Faith is trust, and that means faith is always in someone or something. And this true understanding of faith, that it’s trust, means something for how we talk. So we don’t accept it when anyone says, “I have faith” because they’re really saying, “I have trust.” Okay? Faith in what? Trust in what? Faith in whom?

“To have a God is nothing other than trusting and believing Him with the heart. …the confidence and faith of the heart alone make both God and an idol. If your faith and trust is right, then your god is also true. On the other hand, if your trust is false and wrong, then you do not have the true God. For these two belong together, faith and God [Hebrews 11:6]. …whatever you set your heart on and put your trust in is truly your god.” (LC I, 2–3)

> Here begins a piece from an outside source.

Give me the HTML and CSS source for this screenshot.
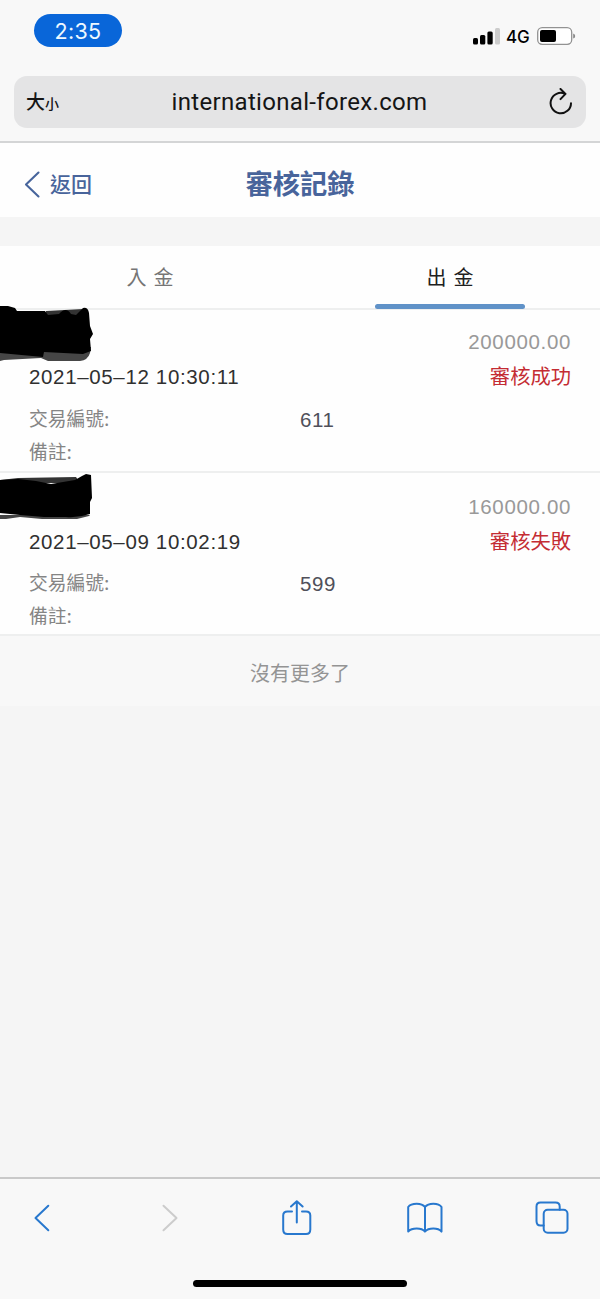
FILE: index.html
```html
<!DOCTYPE html>
<html lang="zh-Hant">
<head>
<meta charset="utf-8">
<title>審核記錄</title>
<link rel="stylesheet" href="styles.css">
</head>
<body>
<div class="phone">
  <header class="browser">
    <div class="status">
      <span class="clock">2:35</span>
      <div class="indicators">
        <svg class="signal" width="27" height="18" viewBox="0 0 27 18">
          <rect x="0" y="11" width="5" height="6.5" rx="1.5"/>
          <rect x="7" y="8" width="5.3" height="9.5" rx="1.5"/>
          <rect x="14.4" y="4.5" width="5.3" height="13" rx="1.5"/>
          <rect x="22" y="1" width="5" height="16.5" rx="1.5" fill="#ccc"/>
        </svg>
        <span class="network">4G</span>
        <svg class="battery" width="39" height="18" viewBox="0 0 39 18">
          <rect x=".7" y=".7" width="34" height="16.6" rx="4.5" fill="#fff" stroke="#929292" stroke-width="1.3"/>
          <rect x="3" y="3" width="16" height="12" rx="2"/>
          <path d="M36.2 6.5q2 .5 2 2.5t-2 2.5z" fill="#888"/>
        </svg>
      </div>
    </div>
    <div class="address">
      <span class="text-size">大<small>小</small></span>
      <span class="domain">international-forex.com</span>
      <svg class="reload" width="24" height="28" viewBox="0 0 24 28" fill="none" stroke="#111" stroke-width="2" stroke-linecap="round" stroke-linejoin="round">
        <path d="M22 15.2A10.2 10.2 0 1 1 16 5.8M11.5 1l5 4.9-5 5.2"/>
      </svg>
    </div>
  </header>

  <nav class="titlebar">
    <a class="back">
      <svg width="16" height="27" viewBox="0 0 16 27" fill="none" stroke="#47659c" stroke-width="2.1" stroke-linecap="round" stroke-linejoin="round"><path d="M14.5 1.5 2 13.5l12.5 12"/></svg>
      <span>返回</span>
    </a>
    <h1 class="title">審核記錄</h1>
  </nav>

  <div class="tabs">
    <div class="tab">入 金</div>
    <div class="tab active">出 金</div>
  </div>

  <main class="records">
    <section class="record">
      <svg class="scribble first" width="96" height="60" viewBox="0 0 96 60">
        <path d="M0 49 44 46H91L90 52Q88 59 80 60H48L41 57 4 59 0 60Z" fill="#464646"/>
        <path d="M46 10 83 8 89 20H46Z" fill="#333"/>
        <path d="M0 10V5L8 5 15 7 17 10 45 10 48 14 59 13Q66 5 71 13L76 14 83 7Q88 6 89 12L90 25 93 33 90 38 91 50 83 53 44 51 43 56 0 52Z"/>
      </svg>
      <div class="amount">200000.00</div>
      <div class="summary"><time>2021–05–12 10:30:11</time><span class="result">審核成功</span></div>
      <div class="detail number-row"><span>交易編號:</span><span class="number">611</span></div>
      <div class="detail"><span>備註:</span></div>
    </section>
    <section class="record second-record">
      <svg class="scribble second" width="96" height="50" viewBox="0 0 96 50">
        <path d="M0 42H90L89 43 77 46 66 46H42L20 44 6 46H0Z" fill="#444"/>
        <path d="M0 7 18 5 76 4 80 10H0Z" fill="#333"/>
        <path d="M0 7 18 6 36 8 51 11 75 7 82 3 86 1 91 2 92 25 90 29 90 41Q78 45 66 44L44 44 20 42 0 40Z"/>
      </svg>
      <div class="amount">160000.00</div>
      <div class="summary"><time>2021–05–09 10:02:19</time><span class="result">審核失敗</span></div>
      <div class="detail number-row"><span>交易編號:</span><span class="number">599</span></div>
      <div class="detail"><span>備註:</span></div>
    </section>
    <div class="end">沒有更多了</div>
  </main>

  <footer class="toolbar">
    <div class="tools">
      <span><svg width="16" height="28" viewBox="0 0 16 28"><path d="M14.3 1.8 1.5 14l12.8 12.2"/></svg></span>
      <span><svg class="disabled" width="16" height="28" viewBox="0 0 16 28"><path d="M1.5 1.8 14.5 14 1.5 26.2"/></svg></span>
      <span><svg width="30" height="36" viewBox="0 0 30 36"><path d="M10 11.5H5.5Q1.2 11.5 1.2 15.5V29.5Q1.2 34 5.5 34H24Q28.3 34 28.3 29.5V15.5Q28.3 11.5 24 11.5H20M14.8 22.5V1.2M9 6.5l5.8-5.3 5.8 5.3"/></svg></span>
      <span><svg width="36" height="32" viewBox="0 0 36 32"><path d="M18 5Q15.4 1.7 9.7 1.7 3.5 1.7 1.2 5V29.6Q4 26.6 9.7 26.6 15.4 26.6 18 29.6 20.6 26.6 26.3 26.6 32 26.6 34.5 29.6V5Q32.5 1.7 26.3 1.7 20.6 1.7 18 5ZM18 5V29.6"/></svg></span>
      <span><svg width="34" height="34" viewBox="0 0 34 34"><path d="M8.7 24.6H5.5Q1.5 24.6 1.5 20V5.5Q1.5 1.5 5.5 1.5H20.5Q24.7 1.5 24.7 5.5V8.8"/><rect x="8.7" y="8.8" width="23.8" height="23" rx="4"/></svg></span>
    </div>
    <div class="home-indicator"></div>
  </footer>
</div>
</body>
</html>
```
FILE: styles.css
```css
* { box-sizing: border-box; }
body {
  margin: 0;
  background: #f5f5f5;
  font-family: Inter, "Noto Sans CJK TC", sans-serif;
}
.phone {
  width: 600px;
  height: 1299px;
  display: flex;
  flex-direction: column;
  overflow: hidden;
}
.phone svg { display: block; flex: none; }
.browser {
  height: 143px;
  background: #f8f8f8;
  border-bottom: 2px solid #d4d5d6;
  padding: 14px 14px 0;
}
.status {
  height: 62px;
  display: flex;
  justify-content: space-between;
  align-items: flex-start;
  padding: 0 10px 0 20px;
}
.clock {
  width: 88px;
  height: 33px;
  border-radius: 17px;
  background: #0966d9;
  color: #eef8ff;
  font-size: 21.5px;
  line-height: 34px;
  letter-spacing: .3px;
  text-align: center;
}
.indicators {
  display: flex;
  align-items: center;
  padding-top: 13px;
  height: 31px;
}
.network {
  width: 24px;
  margin: 2px 7px 0 6px;
  font-size: 17px;
  font-weight: 500;
  letter-spacing: -.1px;
  line-height: 18px;
}
.address {
  height: 52px;
  border-radius: 13px;
  background: #e4e4e5;
  display: grid;
  grid-template-columns: 80px 1fr 80px;
  align-items: center;
  padding: 0 13px 0 12px;
  color: #151515;
}
.text-size { font-size: 19px; font-weight: 500; line-height: 28px; padding-top: 2px; white-space: nowrap; }
.text-size small { font-size: 14px; font-weight: 500; }
.domain {
  text-align: center;
  font-family: Roboto, sans-serif;
  font-size: 24px;
  letter-spacing: .32px;
  line-height: 28px;
}
.reload { justify-self: end; }
.titlebar {
  height: 74px;
  background: #fefefe;
  display: grid;
  grid-template-columns: 1fr auto 1fr;
  align-items: center;
  padding: 8px 24px 0;
  color: #48649b;
}
.back { display: flex; align-items: center; gap: 10px; font-size: 21px; font-weight: 500; line-height: 28px; }
.back span { padding-top: 2px; }
.title { margin: 0; padding-top: 2px; font-size: 27.3px; font-weight: 700; line-height: 36px; }
.tabs {
  height: 64px;
  margin-top: 29px;
  display: grid;
  grid-template-columns: 1fr 1fr;
  background: #fefefe;
  border-bottom: 2px solid #eeefef;
}
.tab {
  display: flex;
  flex-direction: column;
  align-items: center;
  font-size: 20px;
  line-height: 64px;
  color: #757575;
  word-spacing: 1.2px;
}
.active { color: #202020; }
.active::after {
  content: "";
  flex: none;
  width: 150px;
  height: 5px;
  margin-top: -6px;
  border-radius: 3px;
  background: #6092c8;
}
.record {
  position: relative;
  height: 163px;
  background: #fefefe;
  border-bottom: 2px solid #eeefef;
  padding: 17px 29px 0;
}
.second-record { padding-top: 19px; }
.scribble { position: absolute; left: 0; }
.first { top: -9px; }
.second { top: 0; }
.amount, time, .number {
  font-family: "Liberation Sans", sans-serif;
  font-size: 20.5px;
  letter-spacing: .65px;
}
.amount { line-height: 30px; text-align: right; color: #999; }
.summary {
  height: 40px;
  display: flex;
  justify-content: space-between;
  align-items: center;
  font-size: 20px;
  line-height: 40px;
  color: #303030;
}
.result { color: #c42c33; font-size: 20.3px; }
.detail {
  display: grid;
  grid-template-columns: 1fr 1fr;
  height: 32px;
  font-size: 18.8px;
  line-height: 34px;
  color: #858585;
}
.number-row { height: 33px; margin-top: 6px; }
.second-record .number-row { margin-top: 5px; }
.number { color: #50505a; }
.end {
  height: 70px;
  background: #f8f8f8;
  text-align: center;
  color: #949494;
  font-size: 20px;
  line-height: 76px;
}
.toolbar {
  margin-top: auto;
  height: 122px;
  background: #f8f8f8;
  border-top: 2px solid #c9c9c9;
  display: flex;
  flex-direction: column;
  align-items: center;
}
.tools {
  width: 100%;
  height: 78px;
  padding: 0 30px 0 24px;
  display: flex;
  align-items: center;
  justify-content: space-between;
}
.tools span { width: 36px; display: flex; justify-content: center; }
.tools path, .tools rect {
  fill: none;
  stroke: #2878ce;
  stroke-width: 2;
  stroke-linecap: round;
  stroke-linejoin: round;
}
.tools .disabled path { stroke: #ccc; }
.home-indicator {
  width: 214px;
  height: 7px;
  margin-top: 23px;
  border-radius: 4px;
  background: #000;
}
```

How can you tell if that faith is true? “Faith without works is dead,” James says. Not just Commandments 4 through 10, how we treat the people in our daily lives. (Though that’s 100% true.) It’s also 3rd Commandment stuff, too. FAITH hears, it doesn’t “despise preaching and His Word,” as the explanation of the 3rd Commandment has it. And so, what does FAITH hear, listen to? Jesus in all the ways I said before.

Now that there’s hearing, what sort of talking happens? FAITH IS MOUTH THAT SPEAKS: “Amen.” Like I said before. FAITH IS A MOUTH THAT SPEAKS: “He has done all things well!” FAITH IS A MOUTH THAT SPEAKS: “He makes the deaf to hear and the mute to speak.” FAITH IS A MOUTH THAT SPEAKS: Jesus died and came back to life FOR YOU.

FAITH speaks within our various vocations. There are preachers. “Ministers of the new covenant.” But also all Christians! How could be any other way! “The more they preached!” (The people Jesus saved.) As Mark 7 tells us.



Apart from Jesus working, there is no faith, no hearing and talking. Just like in Mark 7.

Once Jesus does His thing, speaks His Word, well, then the ears are hearing. “Ephphatha,” “be opened.” “I baptize you.” “I forgive you.” “Preaching and His Word.” (SC) “My body and blood for you for the forgiveness of your sins.” FAITH IS EARS THAT HEAR.

After Jesus does His thing, FAITH IS A MOUTH THAT SPEAKS. “He has done all things well! He makes the deaf to hear and the mute to speak.” For you and for all.